Check the CHANGELOG for full details on 0.7

1.0 is next

We're comfortable enough with Mephisto 0.7 to say that 1.0 is next. We'll be working on a number of things for 1.0, but our main focus will be enhancements to existing features. There are some things we want to clean up in the UI and we also want to look into what we can do to enhance our plugin system.

In addition to that we've been talking about an initial setup screen for converting from other blogging systems and general config replacing the current boostrap command among other things.
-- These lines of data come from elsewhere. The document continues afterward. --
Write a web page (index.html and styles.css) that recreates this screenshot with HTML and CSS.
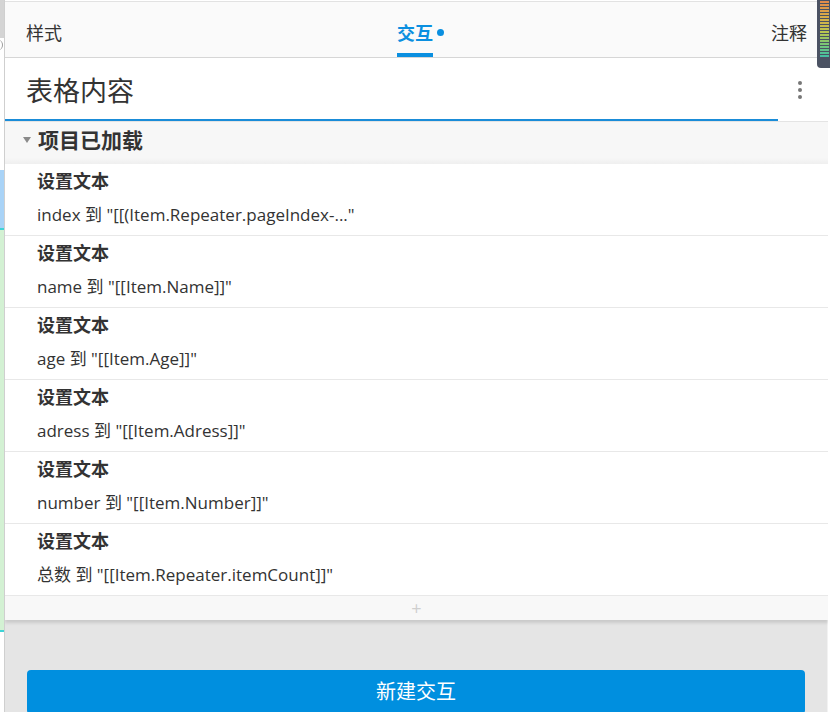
FILE: index.html
```html
<!DOCTYPE html>
<html lang="zh-CN">
<head>
    <meta charset="UTF-8">
    <title>交互</title>
    <link rel="stylesheet" href="styles.css">
</head>
<body>
    <div class="side-strip">
        <div class="strip-top"></div>
        <div class="strip-white"><span class="strip-arc"></span></div>
        <div class="strip-blue"></div>
        <div class="strip-green"></div>
        <div class="strip-bottom"></div>
    </div>

    <div class="panel">
        <div class="tabs">
            <div class="tab">样式</div>
            <div class="tab active">交互<span class="tab-dot"></span></div>
            <div class="tab">注释</div>
        </div>

        <div class="title-bar">
            <div class="title">表格内容</div>
            <div class="more">
                <span></span><span></span><span></span>
            </div>
        </div>

        <div class="event">
            <div class="event-head">
                <span class="caret"></span>
                <span>项目已加载</span>
            </div>
            <div class="action">
                <div class="action-name">设置文本</div>
                <div class="action-detail">index 到 "[[(Item.Repeater.pageIndex-..."</div>
            </div>
            <div class="action">
                <div class="action-name">设置文本</div>
                <div class="action-detail">name 到 "[[Item.Name]]"</div>
            </div>
            <div class="action">
                <div class="action-name">设置文本</div>
                <div class="action-detail">age 到 "[[Item.Age]]"</div>
            </div>
            <div class="action">
                <div class="action-name">设置文本</div>
                <div class="action-detail">adress 到 "[[Item.Adress]]"</div>
            </div>
            <div class="action">
                <div class="action-name">设置文本</div>
                <div class="action-detail">number 到 "[[Item.Number]]"</div>
            </div>
            <div class="action">
                <div class="action-name">设置文本</div>
                <div class="action-detail">总数 到 "[[Item.Repeater.itemCount]]"</div>
            </div>
            <div class="add-row">+</div>
        </div>

        <div class="footer">
            <button class="new-btn">新建交互</button>
        </div>
    </div>

    <div class="right-strip"></div>

    <div class="meter">
        <div class="meter-bars"></div>
    </div>
</body>
</html>
```

FILE: styles.css
```css
html, body {
    height: 100%;
}

body {
    margin: 0;
    display: flex;
    font-family: 'Open Sans', 'Noto Sans CJK SC', sans-serif;
    color: #333;
    background-color: #fff;
    overflow: hidden;
}

/* leftover bits of the neighbouring canvas */
.side-strip {
    width: 4px;
    flex-shrink: 0;
    display: flex;
    flex-direction: column;
    border-right: 1px solid #cfcfcf;
    overflow: hidden;
}

.strip-top {
    height: 38px;
    flex-shrink: 0;
    background-color: #d4d4d4;
}

.strip-white {
    height: 132px;
    flex-shrink: 0;
    background-color: #fff;
    position: relative;
}

.strip-arc {
    position: absolute;
    left: -6px;
    top: 2px;
    width: 8px;
    height: 10px;
    border-right: 1px solid #999;
    border-radius: 50%;
}

.strip-blue {
    height: 58px;
    flex-shrink: 0;
    background-color: #a9d3f7;
    border-bottom: 2px solid #3fd3d6;
}

.strip-green {
    height: 400px;
    flex-shrink: 0;
    background-color: #d3f1d3;
    border-bottom: 2px solid #3fd3d6;
}

.strip-bottom {
    flex: 1;
    background-color: #fff;
}

.right-strip {
    width: 2px;
    flex-shrink: 0;
    background-color: #fff;
}

.panel {
    flex: 1;
    display: flex;
    flex-direction: column;
    min-width: 0;
    overflow: hidden;
}

.panel > div {
    flex-shrink: 0;
}

.tabs {
    height: 55px;
    margin-top: 1px;
    border-top: 1px solid #e2e2e2;
    border-bottom: 1px solid #d6d6d6;
    background-color: #fafafa;
    display: flex;
    justify-content: space-between;
    align-items: stretch;
    padding: 0 21px;
}

.tab {
    font-size: 18px;
    line-height: 1;
    display: flex;
    align-items: center;
    padding-top: 7px;
    color: #333;
    position: relative;
}

.tab.active {
    color: #0a8fe0;
    font-weight: bold;
    padding-left: 8px;
}

.tab.active::after {
    content: "";
    position: absolute;
    left: 8px;
    width: 36px;
    bottom: 0;
    height: 4px;
    background-color: #0a8fe0;
}

.tab-dot {
    width: 7px;
    height: 7px;
    border-radius: 50%;
    background-color: #0a8fe0;
    margin-left: 4px;
    margin-bottom: 2px;
}

.title-bar {
    height: 63px;
    display: flex;
    align-items: center;
    justify-content: space-between;
    padding: 0 26px 0 21px;
    background:
        linear-gradient(#1a8cd8, #1a8cd8) left bottom / 773px 2px no-repeat,
        #fff;
    border-bottom: 1px solid #e4e4e4;
}

.title {
    font-size: 27px;
    color: #333;
}

.more {
    display: flex;
    flex-direction: column;
    gap: 3px;
}

.more span {
    width: 4px;
    height: 4px;
    border-radius: 50%;
    background-color: #777;
}

.event {
    box-shadow: 0 3px 3px rgba(0,0,0,0.12);
    position: relative;
    z-index: 1;
}

.event-head {
    height: 42px;
    box-sizing: border-box;
    padding: 0 0 8px 18px;
    display: flex;
    align-items: center;
    background: linear-gradient(#f7f7f7 85%, #efefef);
    font-size: 21px;
    font-weight: bold;
    color: #333;
}

.caret {
    width: 0;
    height: 0;
    border-left: 4px solid transparent;
    border-right: 4px solid transparent;
    border-top: 6px solid #8a8a8a;
    margin-right: 7px;
    margin-top: 1px;
}

.action {
    height: 71px;
    border-bottom: 1px solid #e8e8e8;
    background-color: #fff;
    padding-left: 32px;
    display: flex;
    flex-direction: column;
}

.action-name {
    font-size: 18px;
    font-weight: bold;
    margin-top: 7px;
    line-height: 20px;
}

.action-detail {
    font-size: 17px;
    margin-top: 13px;
    line-height: 22px;
}

.add-row {
    height: 24px;
    background-color: #f8f8f8;
    text-align: center;
    color: #cfcfcf;
    font-size: 18px;
    line-height: 24px;
}

.panel > .footer {
    flex: 1 0 auto;
    background-color: #e5e5e5;
    padding: 50px 22px 0 22px;
    border-right: 1px solid #f2f2f2;
}

.new-btn {
    display: block;
    width: 100%;
    height: 44px;
    border: none;
    border-radius: 4px;
    background-color: #008fdf;
    color: #fff;
    font-family: 'Open Sans', 'Noto Sans CJK SC', sans-serif;
    font-size: 20px;
    padding: 0 0 3px 0;
}

/* colour meter docked over the top-right corner */
.meter {
    position: absolute;
    top: 0;
    right: 0;
    width: 13px;
    height: 68px;
    background-color: #4b5263;
    border-bottom-left-radius: 4px;
}

.meter-bars {
    margin: 1px 1px 0 3px;
    height: 57px;
    background:
        repeating-linear-gradient(transparent 0, transparent 2px, #4b5263 2px, #4b5263 3px),
        linear-gradient(#e48a4a, #d8b048 30%, #b8c650 55%, #6fc57d 80%, #3fbfa8);
}
```
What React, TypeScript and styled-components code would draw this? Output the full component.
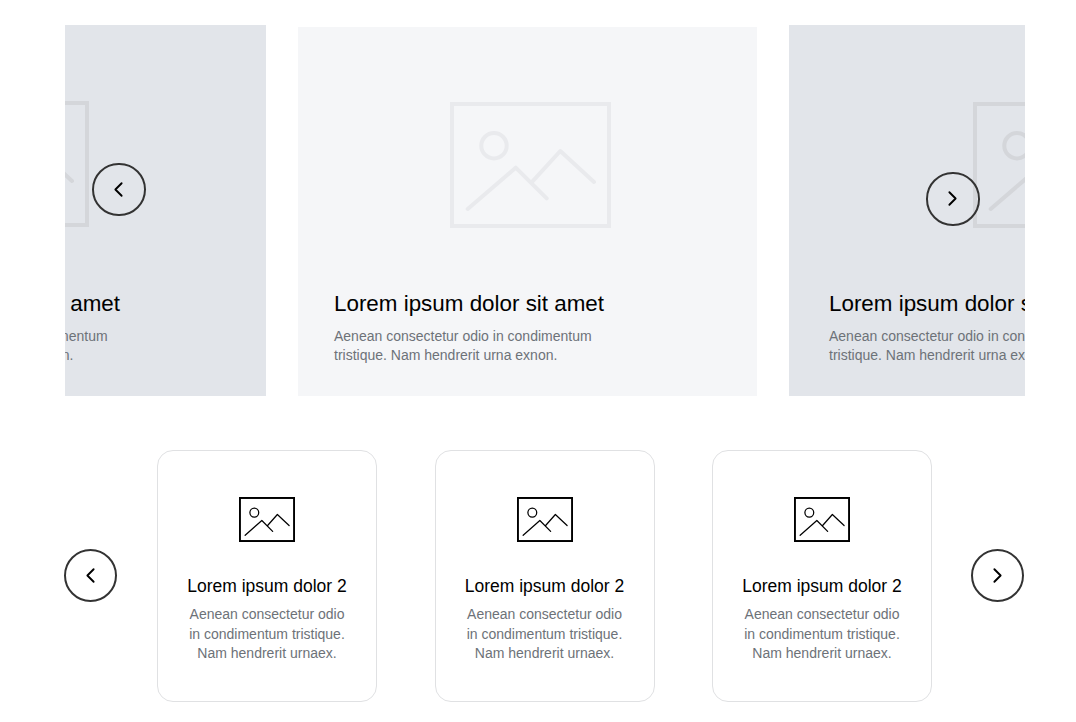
import React from 'react';
import styled, { createGlobalStyle } from 'styled-components';
import { ChevronLeft, ChevronRight } from 'lucide-react';

const GlobalStyle = createGlobalStyle`
  html, body {
    margin: 0;
    padding: 0;
    background: #fff;
    font-family: "Liberation Sans", Arial, sans-serif;
  }
`

const Page = styled.div`
  width: 1076px;
  height: 722px;
  overflow: hidden;
  box-sizing: border-box;
  padding: 25px 51px 0 64px;
`

const HeroSlider = styled.div`
  position: relative;
  width: 960px;
  margin-left: 1px;
  height: 371px;
  overflow: hidden;
`

const HeroTrack = styled.div`
  display: flex;
  align-items: flex-end;
  gap: 32px;
  height: 100%;
  margin-left: -320px;
`

const Slide = styled.div<{ $active?: boolean; $width: number; $iconTop: number; $iconInset: number; $textInset: number }>`
  flex: 0 0 ${p => p.$width}px;
  box-sizing: border-box;
  height: ${p => (p.$active ? 369 : 371)}px;
  padding-top: ${p => p.$iconTop}px;
  background: ${p => (p.$active ? '#f5f6f8' : '#e2e5ea')};
  color: ${p => (p.$active ? '#e9eaed' : '#d4d6da')};

  > svg {
    display: block;
    margin-left: ${p => p.$iconInset}px;
  }

  > div {
    margin-left: ${p => p.$textInset}px;
  }
`

const SlideText = styled.div<{ $gap: number }>`
  margin-top: ${p => p.$gap}px;
  width: 300px;
`

const SlideTitle = styled.div`
  font-size: 22.4px;
  line-height: 28px;
  color: #000;
  white-space: nowrap;
`

const SlideBody = styled.div`
  margin-top: 9px;
  font-size: 14px;
  line-height: 19px;
  color: #6d7278;
  white-space: nowrap;
`

const Arrow = styled.button<{ $top?: number; $left?: number }>`
  ${p => (p.$top !== undefined ? `position: absolute; top: ${p.$top}px; left: ${p.$left}px;` : '')}
  flex: 0 0 53.5px;
  width: 53.5px;
  height: 53.5px;
  padding: 0;
  display: flex;
  align-items: center;
  justify-content: center;
  border: 2px solid #333;
  border-radius: 50%;
  background: transparent;
  color: #000;
  box-sizing: border-box;
`

const CardRow = styled.div`
  display: flex;
  align-items: center;
  justify-content: space-between;
  width: 960.5px;
  margin: 54px 0 0 -0.5px;

  > button {
    margin-top: -1px;
  }
`

const Cards = styled.div`
  display: flex;
  gap: 57.5px;
  margin-left: 1.5px;
`

const Card = styled.div`
  width: 220px;
  height: 252px;
  box-sizing: border-box;
  padding-top: 46px;
  border: 1px solid #e0e1e3;
  border-radius: 16px;
  background: #fff;
  text-align: center;
  color: #000;

  > svg {
    display: block;
    margin: 0 auto;
  }
`

const CardTitle = styled.div`
  margin-top: 33px;
  font-size: 17.5px;
  line-height: 22px;
  color: #000;
`

const CardBody = styled.div`
  margin-top: 8px;
  font-size: 14px;
  line-height: 19.5px;
  color: #6d7278;
`

const PlaceholderIcon = ({ width, height, frame, line }: { width: number; height: number; frame: number; line: number }) => (
  <svg width={width} height={height} viewBox="0 0 161 126" fill="none" stroke="currentColor" strokeLinecap="round" strokeLinejoin="round" preserveAspectRatio="none">
    <rect x={frame / 2} y={frame / 2} width={161 - frame} height={126 - frame} strokeWidth={frame} strokeLinejoin="miter" />
    <circle cx="44" cy="43.7" r="12.7" strokeWidth={line} />
    <path d="M17.7 107 65.7 65.7 96.7 96.3M82.3 79.7 110.3 49 144 80" strokeWidth={line} />
  </svg>
)

const heroIcon = { width: 161, height: 126, frame: 4, line: 4 }
const cardIcon = { width: 56, height: 45, frame: 5.5, line: 3.6 }

const slides = [
  { key: 'prev', width: 521, iconTop: 76, textGap: 63, iconInset: 183, textInset: 105 },
  { key: 'current', width: 459, iconTop: 75, textGap: 62, iconInset: 152, textInset: 36, active: true },
  { key: 'next', width: 520, iconTop: 77, textGap: 62, iconInset: 184, textInset: 40 },
]

export default function App() {
  return (
    <>
      <GlobalStyle />
      <Page>
        <HeroSlider>
          <HeroTrack>
            {slides.map(s => (
              <Slide
                key={s.key}
                $active={s.active}
                $width={s.width}
                $iconTop={s.iconTop}
                $iconInset={s.iconInset}
                $textInset={s.textInset}
              >
                <PlaceholderIcon {...heroIcon} />
                <SlideText $gap={s.textGap}>
                  <SlideTitle>Lorem ipsum dolor sit amet</SlideTitle>
                  <SlideBody>
                    Aenean consectetur odio in condimentum
                    <br />
                    tristique. Nam hendrerit urna exnon.
                  </SlideBody>
                </SlideText>
              </Slide>
            ))}
          </HeroTrack>
          <Arrow $top={137.5} $left={27}><ChevronLeft size={25} strokeWidth={1.8} /></Arrow>
          <Arrow $top={147} $left={861}><ChevronRight size={25} strokeWidth={1.8} /></Arrow>
        </HeroSlider>
        <CardRow>
          <Arrow><ChevronLeft size={25} strokeWidth={1.8} /></Arrow>
          <Cards>
            {[1, 2, 3].map(n => (
              <Card key={n}>
                <PlaceholderIcon {...cardIcon} />
                <CardTitle>Lorem ipsum dolor 2</CardTitle>
                <CardBody>
                  Aenean consectetur odio
                  <br />
                  in condimentum tristique.
                  <br />
                  Nam hendrerit urnaex.
                </CardBody>
              </Card>
            ))}
          </Cards>
          <Arrow><ChevronRight size={25} strokeWidth={1.8} /></Arrow>
        </CardRow>
      </Page>
    </>
  )
}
Finally, we'll look into implementing the multi-site interface removing the command line ninjistics from the process. We'll reveal more details once we figure them out ourselves. Until then, enjoy 0.7 and be sure to join the Google Group.

Might we make a request

We'd love it if members from the community would step up in their spare time to help us out in these areas:

  • Creating new themes or porting existing ones. There are all types of themes available for other systems that most theme authors would be happy to have ported over to Mephisto. We'd also love some unique themes for Mephisto.
  • Documenting new tags and general tricks. If you've used a tag that isn't documented on the wiki, please document it! In addition to that, if you do something cool with your templates, or figure out how to do something that was giving you grief, please document it!

You People Rock

A huge thanks goes out to Cloves for stepping up to run the online Mephisto demo. It can get a little chaotic sometimes, but it should provide a quick way to take Mephisto for a test spin.

We've gotten a lot of great feedback on Mephisto (and one not-so-great). Thanks to everybody who has helped out on the mailing list and in #mephisto, and to those who've posted their thoughts on Mephisto all over the web (we're stalking all of you). You've been a big help in getting people interested in the project and providing a great community for Mephisto users. Now that you've finished not reading this entire post, we hope you have fun with Mephisto!